A NEW PRICING STRUCTURE IN THE PRECIOUS METALS

Submitted By Bill Holter, Miles Franklin Ltd,:

We woke up this morning to a “new pricing structure” in the precious metals and people are wringing their hands.  The following article http://www.paulcraigroberts.org/2013/04/16/update-to-the-update-the-attack-on-gold-paul-craig-roberts/ by Paul Craig Roberts, (former assistant secretary to the Treasury) is a great read and covers broadly what has just happened in the paper markets.  He talks most importantly about “why” it was done.  We knew that a large draw-down of COMEX Gold inventories took place just a couple of weeks ago, trader Andrew Maguire asserts that this was the result of a developing default on London’s LBMA.  He gives the recent paper sell off as the “response”  to delivery requests.

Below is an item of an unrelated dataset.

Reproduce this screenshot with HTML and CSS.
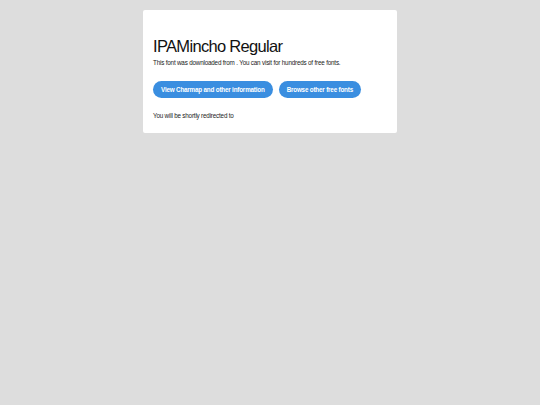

But what has been the response to our “new pricing structure”?  Dealers across the US have sold out of many Silver categories and the premiums have risen sharply.  The premiums have risen just as fast as the paper markets took the price down.  You will still pay very close to or higher than $30 at many shops for Silver Eagles and Maples, junk (if you can find it) is actually higher.  So did the price “go down” for those looking to buy and have it actually delivered?  Not really and certainly not much if you were able to find it.  Premiums on Gold have also risen but nearly enough to offset the drops in paper prices as Gold (above ground stockpiles) were surely pilfered to provide product.  I have always maintained that “Silver” was the Achilles heel and would be the cause of any sort of default and it looks like Silver is surely a much tighter market and “just in time inventories” are not keeping up with demand.